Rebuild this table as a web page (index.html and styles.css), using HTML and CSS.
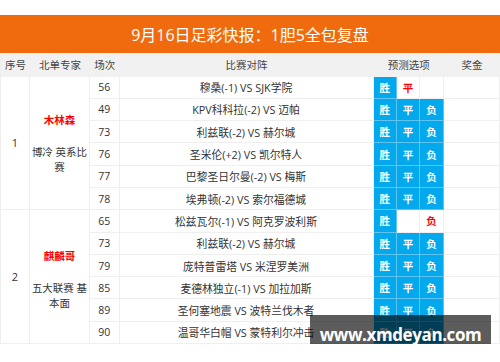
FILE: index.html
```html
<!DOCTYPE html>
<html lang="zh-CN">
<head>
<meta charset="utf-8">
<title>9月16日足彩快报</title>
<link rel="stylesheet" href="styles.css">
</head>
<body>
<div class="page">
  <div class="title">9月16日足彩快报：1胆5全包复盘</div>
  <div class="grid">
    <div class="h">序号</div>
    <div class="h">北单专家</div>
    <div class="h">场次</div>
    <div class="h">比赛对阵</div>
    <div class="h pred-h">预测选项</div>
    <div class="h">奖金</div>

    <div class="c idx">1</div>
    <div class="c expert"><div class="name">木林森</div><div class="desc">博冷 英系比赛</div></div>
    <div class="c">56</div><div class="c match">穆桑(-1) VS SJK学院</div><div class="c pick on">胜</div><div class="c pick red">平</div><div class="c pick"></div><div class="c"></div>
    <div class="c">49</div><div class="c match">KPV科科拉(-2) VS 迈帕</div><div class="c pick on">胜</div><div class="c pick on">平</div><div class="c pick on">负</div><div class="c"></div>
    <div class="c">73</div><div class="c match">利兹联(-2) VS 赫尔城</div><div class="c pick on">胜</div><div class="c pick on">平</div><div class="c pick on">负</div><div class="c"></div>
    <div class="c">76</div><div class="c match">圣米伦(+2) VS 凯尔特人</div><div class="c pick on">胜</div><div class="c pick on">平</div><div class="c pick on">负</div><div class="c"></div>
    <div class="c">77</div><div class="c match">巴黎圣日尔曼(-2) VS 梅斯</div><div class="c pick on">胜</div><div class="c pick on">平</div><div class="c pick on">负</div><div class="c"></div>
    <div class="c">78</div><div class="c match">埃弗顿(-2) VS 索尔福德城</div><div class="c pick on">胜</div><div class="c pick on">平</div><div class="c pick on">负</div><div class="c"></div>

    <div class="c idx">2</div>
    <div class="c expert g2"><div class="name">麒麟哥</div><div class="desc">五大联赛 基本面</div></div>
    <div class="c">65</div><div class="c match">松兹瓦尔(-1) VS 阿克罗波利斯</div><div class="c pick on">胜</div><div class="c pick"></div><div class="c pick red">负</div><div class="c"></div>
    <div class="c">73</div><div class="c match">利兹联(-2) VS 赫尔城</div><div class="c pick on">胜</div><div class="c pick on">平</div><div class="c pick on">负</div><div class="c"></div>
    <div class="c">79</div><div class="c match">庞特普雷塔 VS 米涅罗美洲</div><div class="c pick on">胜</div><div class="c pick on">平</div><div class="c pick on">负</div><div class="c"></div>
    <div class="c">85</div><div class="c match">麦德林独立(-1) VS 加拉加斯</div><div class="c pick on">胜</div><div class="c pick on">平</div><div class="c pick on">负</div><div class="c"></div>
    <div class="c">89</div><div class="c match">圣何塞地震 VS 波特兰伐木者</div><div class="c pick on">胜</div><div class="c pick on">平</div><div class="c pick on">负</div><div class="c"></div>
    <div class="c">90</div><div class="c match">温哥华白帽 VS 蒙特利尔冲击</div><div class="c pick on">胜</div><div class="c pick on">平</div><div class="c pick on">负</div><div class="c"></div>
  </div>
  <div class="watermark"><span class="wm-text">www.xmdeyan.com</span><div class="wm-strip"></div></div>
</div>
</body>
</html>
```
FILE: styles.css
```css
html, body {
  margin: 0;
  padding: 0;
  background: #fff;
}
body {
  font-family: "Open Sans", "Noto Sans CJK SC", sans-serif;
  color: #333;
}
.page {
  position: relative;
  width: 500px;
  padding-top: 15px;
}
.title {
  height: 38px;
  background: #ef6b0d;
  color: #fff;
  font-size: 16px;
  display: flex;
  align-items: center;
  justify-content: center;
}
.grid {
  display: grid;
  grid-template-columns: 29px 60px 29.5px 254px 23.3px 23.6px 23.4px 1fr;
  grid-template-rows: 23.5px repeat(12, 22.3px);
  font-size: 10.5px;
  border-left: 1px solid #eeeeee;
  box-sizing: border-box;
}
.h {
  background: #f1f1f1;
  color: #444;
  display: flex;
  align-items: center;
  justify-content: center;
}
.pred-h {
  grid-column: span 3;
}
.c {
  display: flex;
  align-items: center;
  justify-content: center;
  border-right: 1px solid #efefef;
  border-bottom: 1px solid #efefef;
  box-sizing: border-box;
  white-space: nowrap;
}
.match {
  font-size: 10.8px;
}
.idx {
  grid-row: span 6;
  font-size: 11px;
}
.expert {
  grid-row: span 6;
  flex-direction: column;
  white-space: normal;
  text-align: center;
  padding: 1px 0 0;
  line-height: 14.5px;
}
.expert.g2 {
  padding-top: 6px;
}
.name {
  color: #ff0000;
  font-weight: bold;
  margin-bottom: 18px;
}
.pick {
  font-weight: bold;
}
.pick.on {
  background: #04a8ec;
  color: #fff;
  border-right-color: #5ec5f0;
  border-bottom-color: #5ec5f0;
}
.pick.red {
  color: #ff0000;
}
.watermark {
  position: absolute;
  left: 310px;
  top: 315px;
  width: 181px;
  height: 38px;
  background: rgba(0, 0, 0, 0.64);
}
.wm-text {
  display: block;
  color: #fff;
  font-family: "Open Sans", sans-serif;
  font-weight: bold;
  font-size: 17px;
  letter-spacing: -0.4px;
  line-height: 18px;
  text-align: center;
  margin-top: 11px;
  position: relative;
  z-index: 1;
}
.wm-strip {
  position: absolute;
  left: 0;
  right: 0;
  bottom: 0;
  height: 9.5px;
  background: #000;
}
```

--

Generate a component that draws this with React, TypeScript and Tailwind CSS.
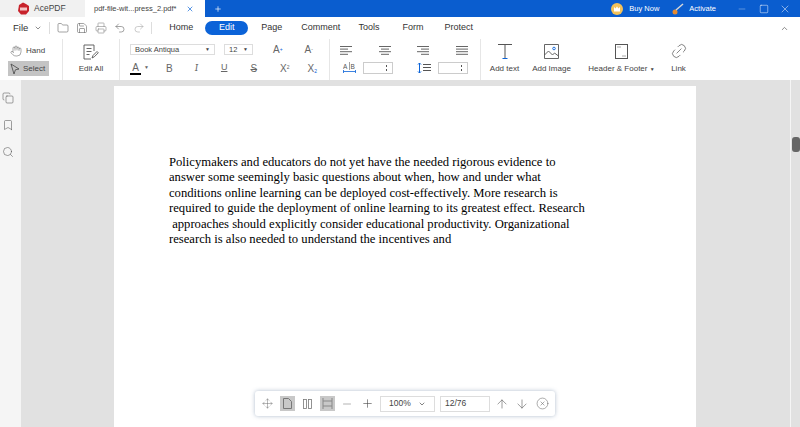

**Directive:** Pull out every line of the records that includes the string "this".

**Exercise result:**
Rebuild this table as a web page (index.html and styles.css), using HTML and CSS.
Generate a component that draws this with React, TypeScript and Tailwind CSS.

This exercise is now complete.